Saranno circa cento le opere esposte che documentano gli oltre 50 anni di attività dell’artista che grazie alla sua sperimentazione, la sua ricerca artistica e i suoi studi sull’arte ceramica lo hanno reso famoso a livello nazionale e internazionale.

La sua ampia produzione mostra un’attenzione particolare alle tematiche dell’antico applicate alla modernità. Già dai lavori degli esordi, negli anni ’50, considerati primitivi e picassiani, emerge uno studio sulla tradizione rivisitata successivamente nelle produzioni più legate al design, all’applicazione in spazi urbani e architettonici.

Caruso ebbe un’attività artistica ed espositiva ricchissima che affiancò a quella didattica ed editoriale. È l’autore dei più importanti manuali di ceramica – tradotti in tutto il mondo – e i suoi interventi pubblici sono disseminati tra la Galerie Les Champs di Parigi e la Chiesa Evangelica a Savona, il Giappone, presso il parco di Shigaraki, l’Ospedale di Tokai e City Hall, e il Portogallo, presso La Rotunda di Coimbra. Le sue sculture si trovano alla stazione ferroviaria di Gijon, in Spagna e nella stazione della metropolitana di Marsiglia.

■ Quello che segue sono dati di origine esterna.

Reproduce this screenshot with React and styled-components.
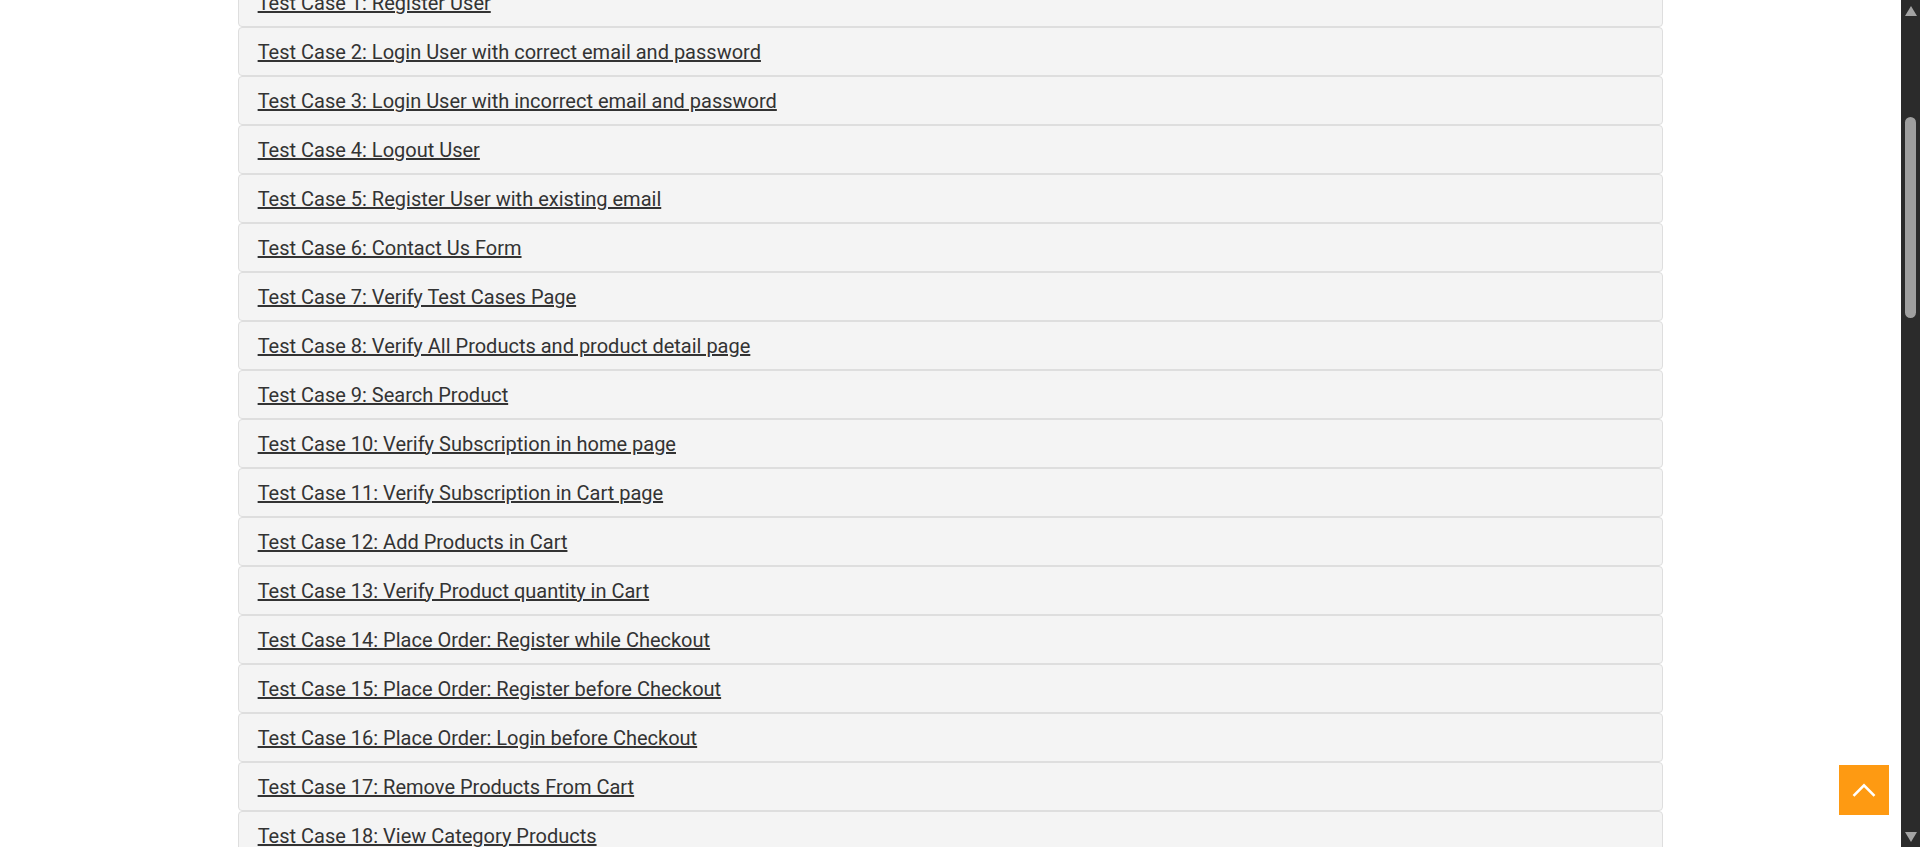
import React, { useLayoutEffect, useRef } from "react";
import styled, { createGlobalStyle } from "styled-components";

const GlobalStyle = createGlobalStyle`
	html, body {
		margin: 0;
		padding: 0;
		background: #ffffff;
		overflow: hidden;
	}
	body {
		font-family: Roboto, "Liberation Sans", sans-serif;
		color: #333333;
	}
	* {
		box-sizing: border-box;
	}
`;

const Viewport = styled.div`
	position: relative;
	display: flex;
	height: 100vh;
	width: 100vw;
`;

const Scroller = styled.div`
	flex: 1;
	height: 100%;
	overflow: hidden;
`;

const Header = styled.header`
	height: 150px;
	display: flex;
	align-items: center;
	justify-content: space-between;
	width: 75%;
	margin: 0 auto;
`;

const Logo = styled.div`
	font-size: 28px;
	font-weight: 700;
	color: #fe980f;
`;

const Nav = styled.nav`
	display: flex;
	gap: 24px;
	font-size: 16px;
	color: #696763;
`;

const TitleBlock = styled.section`
	height: 241px;
	display: flex;
	flex-direction: column;
	align-items: center;
	justify-content: center;
	gap: 12px;
`;

const Title = styled.h2`
	margin: 0;
	font-size: 28px;
	font-weight: 400;
	color: #fe980f;
	text-transform: uppercase;
`;

const SubTitle = styled.p`
	margin: 0;
	font-size: 16px;
	color: #696763;
`;

const List = styled.div`
	width: 75%;
	margin: 0 auto;
	display: flex;
	flex-direction: column;
`;

const Panel = styled.div`
	height: 49px;
	display: flex;
	align-items: center;
	padding: 0 19px;
	background: #f4f4f4;
	border: 1px solid #dedede;
	border-radius: 4px;
`;

const CaseLink = styled.a`
	font-size: 20px;
	color: #333333;
	text-decoration: underline;
	text-decoration-thickness: 1.5px;
	cursor: pointer;
`;

const Footer = styled.footer`
	height: 1744px;
	display: flex;
	flex-direction: column;
	justify-content: flex-end;
	align-items: center;
	padding-bottom: 40px;
	font-size: 14px;
	color: #696763;
`;

const ScrollUp = styled.a`
	position: absolute;
	right: 31px;
	bottom: 32px;
	width: 50px;
	height: 50px;
	background: #fe9a12;
	display: flex;
	align-items: center;
	justify-content: center;
	cursor: pointer;
`;

const ScrollBar = styled.div`
	width: 19px;
	height: 100%;
	background: #2b2b2b;
	display: flex;
	flex-direction: column;
`;

const ArrowButton = styled.div`
	height: 20px;
	display: flex;
	justify-content: center;
	align-items: ${(p) => (p.$down ? "flex-end" : "flex-start")};
	padding: ${(p) => (p.$down ? "0 0 5px 1px" : "6px 0 0 1px")};

	&::before {
		content: "";
		width: 0;
		height: 0;
		border-left: 6px solid transparent;
		border-right: 6px solid transparent;
		${(p) =>
			p.$down
				? "border-top: 10px solid #a3a3a3;"
				: "border-bottom: 10px solid #a3a3a3;"}
	}
`;

const Track = styled.div`
	flex: 1;
	padding: 97px 4px 0 4px;
`;

const Thumb = styled.div`
	height: 201px;
	border-radius: 6px;
	background: #9f9f9f;
`;

const cases = [
	"Register User",
	"Login User with correct email and password",
	"Login User with incorrect email and password",
	"Logout User",
	"Register User with existing email",
	"Contact Us Form",
	"Verify Test Cases Page",
	"Verify All Products and product detail page",
	"Search Product",
	"Verify Subscription in home page",
	"Verify Subscription in Cart page",
	"Add Products in Cart",
	"Verify Product quantity in Cart",
	"Place Order: Register while Checkout",
	"Place Order: Register before Checkout",
	"Place Order: Login before Checkout",
	"Remove Products From Cart",
	"View Category Products",
	"View & Cart Brand Products",
	"Search Products and Verify Cart After Login",
	"Add review on product",
	"Add to cart from Recommended items",
	"Verify address details in checkout page",
	"Download Invoice after purchase order",
	"Verify Scroll Up using 'Arrow' button and Scroll Down functionality",
	"Verify Scroll Up without 'Arrow' button and Scroll Down functionality",
];

const App = () => {
	const scrollerRef = useRef(null);

	useLayoutEffect(() => {
		if (scrollerRef.current) scrollerRef.current.scrollTop = 413;
	}, []);

	return (
		<Viewport>
			<GlobalStyle />
			<Scroller ref={scrollerRef}>
				<Header>
					<Logo>AutomationExercise</Logo>
					<Nav>
						<span>Home</span>
						<span>Products</span>
						<span>Cart</span>
						<span>Signup / Login</span>
						<span>Test Cases</span>
						<span>API Testing</span>
						<span>Video Tutorials</span>
						<span>Contact us</span>
					</Nav>
				</Header>
				<TitleBlock>
					<Title>Test Cases</Title>
					<SubTitle>Below is the list of test Cases for you to practice the Automation.</SubTitle>
				</TitleBlock>
				<List>
					{cases.map((name, i) => (
						<Panel key={i}>
							<CaseLink>{`Test Case ${i + 1}: ${name}`}</CaseLink>
						</Panel>
					))}
				</List>
				<Footer>Copyright © 2021 All rights reserved</Footer>
			</Scroller>
			<ScrollBar>
				<ArrowButton />
				<Track>
					<Thumb />
				</Track>
				<ArrowButton $down />
			</ScrollBar>
			<ScrollUp>
				<svg width="24" height="14" viewBox="0 0 24 14">
					<polyline
						points="1.5,12.8 12,2.3 22.5,12.8"
						fill="none"
						stroke="#ffffff"
						strokeWidth="2.6"
					/>
				</svg>
			</ScrollUp>
		</Viewport>
	);
};

export default App;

La sua grande passione per la ceramica si tradusse in un altrettanto impegno promozionale di valorizzazione di questa antica tecnica. Negli anni Settanta fondò il Centro Internazionale di Ceramica e affidò la presidenza a Gio Ponti. Il centro, fino al 1985, fu il punto di riferimento per molti artisti e studiosi di ceramica italiani e stranieri. Inoltre, nel 1982, fu invitato dalla Rai a condurre dieci puntate sull’arte ceramica che lo resero molto popolare anche tra i non addetti ai lavori.

Comincia a dedicarsi all’arte a metà degli anni Cinquanta quando Salvatore Meli, anche lui siciliano, lo introdusse a Villa Massimo a Roma. Qui conosce Guttuso, Leoncillo e Mazzacurati e gli altri artisti dell’avanguardia romana che ovviamente lo influenzarono. “Dall’incontro con Meli, lavorando per lui, – ricorda Caruso – iniziai a sviluppare il mio linguaggio artistico”.

La sua carriera personale si sviluppa a partire dal 1965 quando ebbe l’intuizione di usare il polistirolo per realizzare stampi a colaggio in cui versare l’argilla ideando un metodo di lavoro che si tradusse in uno stile personale fondato sul modulo che poi applicò a tutto il suo lavoro: dalla scultura al design fino ai pannelli decorativi applicati all’architettura.

Fondamentale fu per lui la riscoperta di civiltà antiche e delle loro sapienti tecniche come quella etrusca e quella giapponese che poi applico alla propria ricerca artistica in costante dialogo con il passato.

Il suo lavoro in particolare in Giappone ebbe molto successo. Fu premiato al Concorso Internazionale di Ceramica di Nagoya nel 1973, e nel 1982, venne dedicata alle sue opere una mostra itinerante a Kyoto alla Asahi Gallery, al centro di ricerca di Tokoname, e all’Istituto Italiano di Cultura di Tokyo.

Ogni venerdì di giugno, alle ore 18, visita guidata aperitivo (inclusa nel prezzo del biglietto).